# Problem statement
Each line of the material below should be reproduced exactly.

# Given information
***

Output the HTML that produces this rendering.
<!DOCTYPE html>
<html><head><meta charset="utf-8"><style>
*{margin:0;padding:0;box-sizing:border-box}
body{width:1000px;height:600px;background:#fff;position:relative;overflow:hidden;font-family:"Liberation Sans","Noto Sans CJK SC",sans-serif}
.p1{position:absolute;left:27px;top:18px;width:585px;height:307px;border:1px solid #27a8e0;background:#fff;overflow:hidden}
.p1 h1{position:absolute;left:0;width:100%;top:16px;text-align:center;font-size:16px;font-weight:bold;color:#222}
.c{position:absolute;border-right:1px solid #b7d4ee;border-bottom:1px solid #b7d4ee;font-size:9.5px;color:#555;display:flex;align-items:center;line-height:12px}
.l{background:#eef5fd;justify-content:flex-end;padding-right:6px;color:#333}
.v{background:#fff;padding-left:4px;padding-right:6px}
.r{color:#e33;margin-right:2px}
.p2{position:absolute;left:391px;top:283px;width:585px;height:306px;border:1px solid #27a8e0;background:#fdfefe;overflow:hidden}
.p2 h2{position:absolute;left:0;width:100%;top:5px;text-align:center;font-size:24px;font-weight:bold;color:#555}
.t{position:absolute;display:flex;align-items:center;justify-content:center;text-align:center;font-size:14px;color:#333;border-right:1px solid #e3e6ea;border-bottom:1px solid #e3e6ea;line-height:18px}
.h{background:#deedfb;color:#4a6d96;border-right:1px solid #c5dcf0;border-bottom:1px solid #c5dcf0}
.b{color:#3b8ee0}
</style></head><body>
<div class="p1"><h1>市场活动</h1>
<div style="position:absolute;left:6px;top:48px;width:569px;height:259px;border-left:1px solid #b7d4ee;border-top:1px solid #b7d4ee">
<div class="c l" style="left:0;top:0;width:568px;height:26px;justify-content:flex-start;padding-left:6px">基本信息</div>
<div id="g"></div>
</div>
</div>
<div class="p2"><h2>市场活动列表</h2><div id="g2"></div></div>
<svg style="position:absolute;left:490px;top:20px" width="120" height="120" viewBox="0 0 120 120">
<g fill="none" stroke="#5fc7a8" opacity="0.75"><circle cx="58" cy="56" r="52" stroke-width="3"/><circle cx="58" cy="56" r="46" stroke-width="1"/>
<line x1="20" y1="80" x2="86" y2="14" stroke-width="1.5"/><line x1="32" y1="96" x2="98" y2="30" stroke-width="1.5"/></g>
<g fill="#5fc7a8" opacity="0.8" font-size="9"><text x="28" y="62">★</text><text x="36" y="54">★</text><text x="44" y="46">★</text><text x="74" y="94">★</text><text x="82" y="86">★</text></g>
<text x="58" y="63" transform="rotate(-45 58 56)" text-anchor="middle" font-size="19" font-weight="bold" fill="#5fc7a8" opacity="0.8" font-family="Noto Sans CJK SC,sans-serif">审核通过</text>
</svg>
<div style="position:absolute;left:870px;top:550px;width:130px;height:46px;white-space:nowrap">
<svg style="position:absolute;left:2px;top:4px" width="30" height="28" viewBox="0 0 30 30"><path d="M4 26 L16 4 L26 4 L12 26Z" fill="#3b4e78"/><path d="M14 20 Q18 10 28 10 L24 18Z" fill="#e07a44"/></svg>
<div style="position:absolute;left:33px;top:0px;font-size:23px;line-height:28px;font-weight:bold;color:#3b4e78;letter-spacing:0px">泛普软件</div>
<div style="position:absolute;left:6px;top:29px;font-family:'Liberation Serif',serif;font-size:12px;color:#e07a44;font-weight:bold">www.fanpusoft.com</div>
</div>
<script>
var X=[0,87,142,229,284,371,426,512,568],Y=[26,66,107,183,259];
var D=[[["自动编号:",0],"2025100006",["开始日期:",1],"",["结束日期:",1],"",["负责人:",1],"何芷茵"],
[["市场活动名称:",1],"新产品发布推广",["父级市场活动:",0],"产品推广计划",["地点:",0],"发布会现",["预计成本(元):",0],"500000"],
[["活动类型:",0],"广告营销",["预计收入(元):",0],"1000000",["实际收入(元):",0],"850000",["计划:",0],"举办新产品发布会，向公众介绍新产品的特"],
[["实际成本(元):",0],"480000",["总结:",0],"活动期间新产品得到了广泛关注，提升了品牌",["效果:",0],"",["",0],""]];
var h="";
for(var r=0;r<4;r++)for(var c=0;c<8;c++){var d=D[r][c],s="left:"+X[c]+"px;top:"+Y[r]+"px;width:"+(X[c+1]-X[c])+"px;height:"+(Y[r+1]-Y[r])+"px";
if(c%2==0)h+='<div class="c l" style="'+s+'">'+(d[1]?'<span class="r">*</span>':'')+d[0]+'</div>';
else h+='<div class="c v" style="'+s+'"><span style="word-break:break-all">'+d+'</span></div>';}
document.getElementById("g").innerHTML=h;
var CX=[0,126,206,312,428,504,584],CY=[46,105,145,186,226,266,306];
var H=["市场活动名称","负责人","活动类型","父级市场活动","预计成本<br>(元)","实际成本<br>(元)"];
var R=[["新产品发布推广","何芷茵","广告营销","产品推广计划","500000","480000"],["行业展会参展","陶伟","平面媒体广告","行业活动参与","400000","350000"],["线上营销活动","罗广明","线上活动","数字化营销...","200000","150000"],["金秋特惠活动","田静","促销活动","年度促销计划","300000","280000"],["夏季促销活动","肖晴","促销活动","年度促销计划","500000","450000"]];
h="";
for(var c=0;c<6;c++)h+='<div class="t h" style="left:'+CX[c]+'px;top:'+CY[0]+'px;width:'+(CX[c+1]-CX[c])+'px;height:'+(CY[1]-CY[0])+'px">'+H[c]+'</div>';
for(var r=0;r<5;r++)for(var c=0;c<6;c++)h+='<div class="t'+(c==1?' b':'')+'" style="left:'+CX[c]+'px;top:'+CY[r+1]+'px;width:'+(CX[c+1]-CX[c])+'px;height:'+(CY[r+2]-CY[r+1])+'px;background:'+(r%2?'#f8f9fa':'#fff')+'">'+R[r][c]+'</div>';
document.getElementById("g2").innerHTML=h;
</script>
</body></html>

***

# Task response
Output the HTML that produces this rendering.
<!DOCTYPE html>
<html><head><meta charset="utf-8"><style>
*{margin:0;padding:0;box-sizing:border-box}
body{width:1000px;height:600px;background:#fff;position:relative;overflow:hidden;font-family:"Liberation Sans","Noto Sans CJK SC",sans-serif}
.p1{position:absolute;left:27px;top:18px;width:585px;height:307px;border:1px solid #27a8e0;background:#fff;overflow:hidden}
.p1 h1{position:absolute;left:0;width:100%;top:16px;text-align:center;font-size:16px;font-weight:bold;color:#222}
.c{position:absolute;border-right:1px solid #b7d4ee;border-bottom:1px solid #b7d4ee;font-size:9.5px;color:#555;display:flex;align-items:center;line-height:12px}
.l{background:#eef5fd;justify-content:flex-end;padding-right:6px;color:#333}
.v{background:#fff;padding-left:4px;padding-right:6px}
.r{color:#e33;margin-right:2px}
.p2{position:absolute;left:391px;top:283px;width:585px;height:306px;border:1px solid #27a8e0;background:#fdfefe;overflow:hidden}
.p2 h2{position:absolute;left:0;width:100%;top:5px;text-align:center;font-size:24px;font-weight:bold;color:#555}
.t{position:absolute;display:flex;align-items:center;justify-content:center;text-align:center;font-size:14px;color:#333;border-right:1px solid #e3e6ea;border-bottom:1px solid #e3e6ea;line-height:18px}
.h{background:#deedfb;color:#4a6d96;border-right:1px solid #c5dcf0;border-bottom:1px solid #c5dcf0}
.b{color:#3b8ee0}
</style></head><body>
<div class="p1"><h1>市场活动</h1>
<div style="position:absolute;left:6px;top:48px;width:569px;height:259px;border-left:1px solid #b7d4ee;border-top:1px solid #b7d4ee">
<div class="c l" style="left:0;top:0;width:568px;height:26px;justify-content:flex-start;padding-left:6px">基本信息</div>
<div id="g"></div>
</div>
</div>
<div class="p2"><h2>市场活动列表</h2><div id="g2"></div></div>
<svg style="position:absolute;left:490px;top:20px" width="120" height="120" viewBox="0 0 120 120">
<g fill="none" stroke="#5fc7a8" opacity="0.75"><circle cx="58" cy="56" r="52" stroke-width="3"/><circle cx="58" cy="56" r="46" stroke-width="1"/>
<line x1="20" y1="80" x2="86" y2="14" stroke-width="1.5"/><line x1="32" y1="96" x2="98" y2="30" stroke-width="1.5"/></g>
<g fill="#5fc7a8" opacity="0.8" font-size="9"><text x="28" y="62">★</text><text x="36" y="54">★</text><text x="44" y="46">★</text><text x="74" y="94">★</text><text x="82" y="86">★</text></g>
<text x="58" y="63" transform="rotate(-45 58 56)" text-anchor="middle" font-size="19" font-weight="bold" fill="#5fc7a8" opacity="0.8" font-family="Noto Sans CJK SC,sans-serif">审核通过</text>
</svg>
<div style="position:absolute;left:870px;top:550px;width:130px;height:46px;white-space:nowrap">
<svg style="position:absolute;left:2px;top:4px" width="30" height="28" viewBox="0 0 30 30"><path d="M4 26 L16 4 L26 4 L12 26Z" fill="#3b4e78"/><path d="M14 20 Q18 10 28 10 L24 18Z" fill="#e07a44"/></svg>
<div style="position:absolute;left:33px;top:0px;font-size:23px;line-height:28px;font-weight:bold;color:#3b4e78;letter-spacing:0px">泛普软件</div>
<div style="position:absolute;left:6px;top:29px;font-family:'Liberation Serif',serif;font-size:12px;color:#e07a44;font-weight:bold">www.fanpusoft.com</div>
</div>
<script>
var X=[0,87,142,229,284,371,426,512,568],Y=[26,66,107,183,259];
var D=[[["自动编号:",0],"2025100006",["开始日期:",1],"",["结束日期:",1],"",["负责人:",1],"何芷茵"],
[["市场活动名称:",1],"新产品发布推广",["父级市场活动:",0],"产品推广计划",["地点:",0],"发布会现",["预计成本(元):",0],"500000"],
[["活动类型:",0],"广告营销",["预计收入(元):",0],"1000000",["实际收入(元):",0],"850000",["计划:",0],"举办新产品发布会，向公众介绍新产品的特"],
[["实际成本(元):",0],"480000",["总结:",0],"活动期间新产品得到了广泛关注，提升了品牌",["效果:",0],"",["",0],""]];
var h="";
for(var r=0;r<4;r++)for(var c=0;c<8;c++){var d=D[r][c],s="left:"+X[c]+"px;top:"+Y[r]+"px;width:"+(X[c+1]-X[c])+"px;height:"+(Y[r+1]-Y[r])+"px";
if(c%2==0)h+='<div class="c l" style="'+s+'">'+(d[1]?'<span class="r">*</span>':'')+d[0]+'</div>';
else h+='<div class="c v" style="'+s+'"><span style="word-break:break-all">'+d+'</span></div>';}
document.getElementById("g").innerHTML=h;
var CX=[0,126,206,312,428,504,584],CY=[46,105,145,186,226,266,306];
var H=["市场活动名称","负责人","活动类型","父级市场活动","预计成本<br>(元)","实际成本<br>(元)"];
var R=[["新产品发布推广","何芷茵","广告营销","产品推广计划","500000","480000"],["行业展会参展","陶伟","平面媒体广告","行业活动参与","400000","350000"],["线上营销活动","罗广明","线上活动","数字化营销...","200000","150000"],["金秋特惠活动","田静","促销活动","年度促销计划","300000","280000"],["夏季促销活动","肖晴","促销活动","年度促销计划","500000","450000"]];
h="";
for(var c=0;c<6;c++)h+='<div class="t h" style="left:'+CX[c]+'px;top:'+CY[0]+'px;width:'+(CX[c+1]-CX[c])+'px;height:'+(CY[1]-CY[0])+'px">'+H[c]+'</div>';
for(var r=0;r<5;r++)for(var c=0;c<6;c++)h+='<div class="t'+(c==1?' b':'')+'" style="left:'+CX[c]+'px;top:'+CY[r+1]+'px;width:'+(CX[c+1]-CX[c])+'px;height:'+(CY[r+2]-CY[r+1])+'px;background:'+(r%2?'#f8f9fa':'#fff')+'">'+R[r][c]+'</div>';
document.getElementById("g2").innerHTML=h;
</script>
</body></html>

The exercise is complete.